In her stela, Taimhotep laments her untimely death, advising her husband to enjoy his remaining time on Earth. The inscription features a notably bleak perspective on the afterlife, describing it as a state of total darkness where mummies cannot awaken to see their loved ones.[9] This stands out as the only text from Ancient Egypt to explicitly cast doubt on the traditional, idealized conceptions of the afterlife:[10]
The west [the realm of the dead] is a land of sleep. Darkness weighs on the dwelling-place. Those who are there sleep in their mummy-forms. They awake not to see their brothers. They see not their fathers, their mothers, Their hearts forget their wives, their children.

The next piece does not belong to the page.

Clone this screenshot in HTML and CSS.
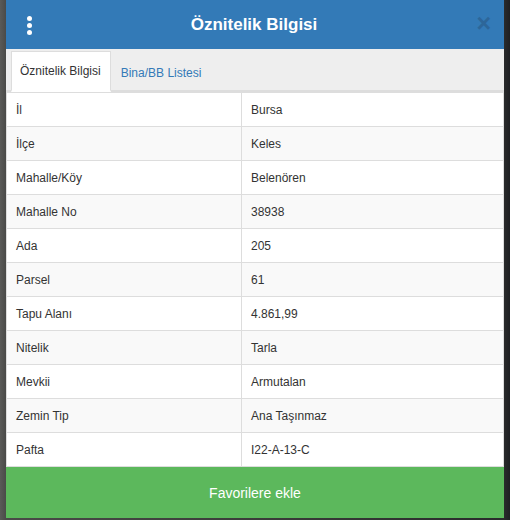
FILE: index.html
```html
<!DOCTYPE html>
<html lang="tr">
<head>
<meta charset="utf-8">
<link rel="stylesheet" href="styles.css">
</head>
<body>
<div class="panel">
  <div class="header">
    <span class="kebab"><i></i><i></i><i></i></span>
    <span class="title">Öznitelik Bilgisi</span>
    <span class="close">×</span>
  </div>
  <div class="tabs">
    <span class="tab active">Öznitelik Bilgisi</span>
    <span class="tab">Bina/BB Listesi</span>
  </div>
  <table class="attrs">
    <tr><td>İl</td><td>Bursa</td></tr>
    <tr><td>İlçe</td><td>Keles</td></tr>
    <tr><td>Mahalle/Köy</td><td>Belenören</td></tr>
    <tr><td>Mahalle No</td><td>38938</td></tr>
    <tr><td>Ada</td><td>205</td></tr>
    <tr><td>Parsel</td><td>61</td></tr>
    <tr><td>Tapu Alanı</td><td>4.861,99</td></tr>
    <tr><td>Nitelik</td><td>Tarla</td></tr>
    <tr><td>Mevkii</td><td>Armutalan</td></tr>
    <tr><td>Zemin Tip</td><td>Ana Taşınmaz</td></tr>
    <tr><td>Pafta</td><td>I22-A-13-C</td></tr>
  </table>
  <div class="fav">Favorilere ekle</div>
</div>
</body>
</html>
```
FILE: styles.css
```css
html, body {
  margin: 0;
  padding: 0;
}
body {
  width: 510px;
  height: 520px;
  overflow: hidden;
  background: linear-gradient(90deg, #5a5a58 0, #4a4a48 6px, #3b3c3a 50%, #2a2b2c 504px, #1e1f22 100%);
  font-family: "Liberation Sans", Arial, sans-serif;
}
.panel {
  margin-left: 6px;
  width: 498px;
  height: 518px;
  display: flex;
  flex-direction: column;
  background: #fff;
}
.header {
  height: 49px;
  background: #337ab7;
  display: flex;
  align-items: center;
  justify-content: center;
  position: relative;
  color: #fff;
}
.title {
  font-size: 17px;
  font-weight: bold;
  margin-right: 2px;
}
.kebab {
  position: absolute;
  left: 21px;
  top: 16px;
  display: flex;
  flex-direction: column;
  gap: 2px;
}
.kebab i {
  width: 5px;
  height: 5px;
  border-radius: 50%;
  background: #fff;
}
.close {
  position: absolute;
  right: 13px;
  top: 11px;
  font-size: 25px;
  font-weight: bold;
  color: #2b6090;
  opacity: 0.75;
  line-height: 25px;
}
.tabs {
  height: 41px;
  background: #eeeeee;
  border-bottom: 2px solid #dddddd;
  display: flex;
  align-items: flex-end;
  padding-left: 5px;
  box-sizing: content-box;
}
.tab {
  font-size: 12px;
  line-height: 16px;
  padding: 11px 10px 11px 10px;
  color: #337ab7;
  margin-bottom: -2px;
}
.tab.active {
  background: #fff;
  color: #333;
  border: 1px solid #dddddd;
  border-bottom: 2px solid #fff;
  padding-left: 8px;
  padding-right: 9px;
}
.attrs {
  width: 100%;
  border-collapse: collapse;
  font-size: 12px;
  color: #333;
}
.attrs td {
  border: 1px solid #dddddd;
  padding: 8px 9px;
  line-height: 16px;
  height: 17px;
}
.attrs td:first-child {
  width: 216px;
}
.attrs tr:nth-child(even) td {
  background: #f9f9f9;
}
.fav {
  flex: 1;
  background: #5cb85c;
  color: #fff;
  font-size: 14px;
  display: flex;
  align-items: center;
  justify-content: center;
}
```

Taimhotep died on February 15, 42 BCE (the 16th day of the 2nd month of Peret in the Julian calendar), during the 10th regnal year of Cleopatra VII. She was 30 years old, passing away four years after the birth of her son in 46 BCE. Funerary inscriptions indicate that her husband survived her by only one year.[6]

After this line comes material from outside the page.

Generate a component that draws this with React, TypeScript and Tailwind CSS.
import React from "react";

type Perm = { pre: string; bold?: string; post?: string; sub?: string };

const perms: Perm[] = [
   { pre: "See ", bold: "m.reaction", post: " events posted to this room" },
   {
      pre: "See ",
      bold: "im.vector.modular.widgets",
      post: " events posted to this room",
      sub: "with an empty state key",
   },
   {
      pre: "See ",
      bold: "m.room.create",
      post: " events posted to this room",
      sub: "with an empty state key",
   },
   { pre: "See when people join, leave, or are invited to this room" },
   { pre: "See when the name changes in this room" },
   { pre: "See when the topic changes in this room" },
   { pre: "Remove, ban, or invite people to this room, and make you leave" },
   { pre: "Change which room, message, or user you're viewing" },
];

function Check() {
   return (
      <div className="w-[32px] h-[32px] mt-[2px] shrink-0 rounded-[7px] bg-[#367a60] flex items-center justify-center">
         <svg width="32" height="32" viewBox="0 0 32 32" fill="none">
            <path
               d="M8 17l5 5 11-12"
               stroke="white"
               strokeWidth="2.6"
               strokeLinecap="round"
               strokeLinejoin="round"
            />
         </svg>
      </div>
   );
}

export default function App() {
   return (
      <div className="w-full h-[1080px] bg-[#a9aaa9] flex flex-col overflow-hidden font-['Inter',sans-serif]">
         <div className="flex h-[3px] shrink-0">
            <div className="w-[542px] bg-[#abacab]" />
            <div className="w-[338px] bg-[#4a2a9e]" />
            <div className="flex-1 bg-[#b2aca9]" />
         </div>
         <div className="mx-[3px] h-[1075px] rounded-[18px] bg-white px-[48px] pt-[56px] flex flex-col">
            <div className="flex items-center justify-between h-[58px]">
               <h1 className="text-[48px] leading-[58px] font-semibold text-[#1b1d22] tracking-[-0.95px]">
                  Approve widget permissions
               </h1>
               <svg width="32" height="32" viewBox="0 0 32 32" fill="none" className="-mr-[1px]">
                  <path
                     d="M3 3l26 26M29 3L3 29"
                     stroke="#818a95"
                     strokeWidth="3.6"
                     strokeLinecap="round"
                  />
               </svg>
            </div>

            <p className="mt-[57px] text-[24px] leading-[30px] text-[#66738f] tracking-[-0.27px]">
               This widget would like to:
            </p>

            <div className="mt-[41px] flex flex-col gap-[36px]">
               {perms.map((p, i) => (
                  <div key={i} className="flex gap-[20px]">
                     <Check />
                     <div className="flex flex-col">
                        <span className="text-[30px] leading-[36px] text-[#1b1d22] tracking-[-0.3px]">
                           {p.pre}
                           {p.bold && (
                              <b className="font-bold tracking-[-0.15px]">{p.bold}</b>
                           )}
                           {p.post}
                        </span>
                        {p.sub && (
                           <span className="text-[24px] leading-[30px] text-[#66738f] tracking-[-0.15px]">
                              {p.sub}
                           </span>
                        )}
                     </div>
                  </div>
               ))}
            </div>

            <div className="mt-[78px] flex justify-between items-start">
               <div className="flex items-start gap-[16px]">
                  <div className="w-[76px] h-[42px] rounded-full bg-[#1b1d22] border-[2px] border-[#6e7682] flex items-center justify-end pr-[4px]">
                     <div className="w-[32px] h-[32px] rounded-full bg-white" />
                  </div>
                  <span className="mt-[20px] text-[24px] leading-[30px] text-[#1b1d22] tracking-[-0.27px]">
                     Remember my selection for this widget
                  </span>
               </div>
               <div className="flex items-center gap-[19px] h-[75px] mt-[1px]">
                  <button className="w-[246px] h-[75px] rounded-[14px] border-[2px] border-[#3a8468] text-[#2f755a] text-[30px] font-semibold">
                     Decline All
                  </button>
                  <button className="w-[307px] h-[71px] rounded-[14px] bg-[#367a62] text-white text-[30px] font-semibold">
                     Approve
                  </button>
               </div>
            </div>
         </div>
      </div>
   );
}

Following Pasherienptah III's death, Taimhotep's brother, Pasherienamun I, succeeded him as the High Priest of Ptah, serving from 41 BCE to 39 BCE.[4] Her son, Imhotep, succeeded his uncle as the high priest in 39 BCE at approximately seven or eight years of age. He died in 30 BCE, on the same day that Octavian captured Alexandria.[6]
References
- ^ Booth, Charlotte (2006). People of Ancient Egypt. Tempus. p. 270. ISBN 978-0-7524-3927-3.

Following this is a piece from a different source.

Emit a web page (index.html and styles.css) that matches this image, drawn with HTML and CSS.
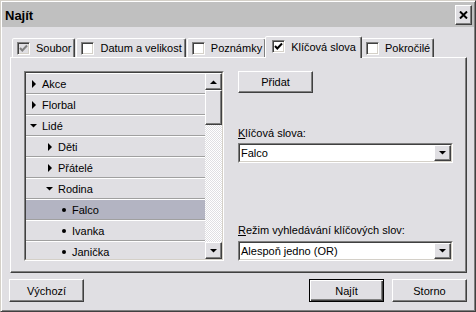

- ^ Saylor university – Stela of Taimhotep
- ^ Panov, Maxim. Women in the Inscriptions of the Late Period, ET X, Novosibirsk, 2018, 160 pages, ed. by M. Panov.
- ^ a b Marković, Nenad (2018). "Changes in Urban and Sacred Landscapes of Memphis in the Third to the Fourth Centuries AD and the Eclipse of the Divine Apis Bulls". The Journal of Egyptian Archaeology. 104 (2): 198. ISSN 0307-5133.
- ^ Loprieno, Antonio (2019), "Authorship in Ancient Egypt", in Buelens, Gert; Berensmeyer, Ingo; Demoor, Marysa (eds.), The Cambridge Handbook of Literary Authorship, Cambridge: Cambridge University Press, pp. 27–45, ISBN 978-1-107-16865-7, retrieved 2026-05-25
- ^ a b c d Journal of Egyptian history (2015) p.43
- ^ Booth, Charlotte (2015-11-15). In Bed with the Ancient Egyptians. Amberley Publishing Limited. p. 2. ISBN 978-1-4456-4351-9.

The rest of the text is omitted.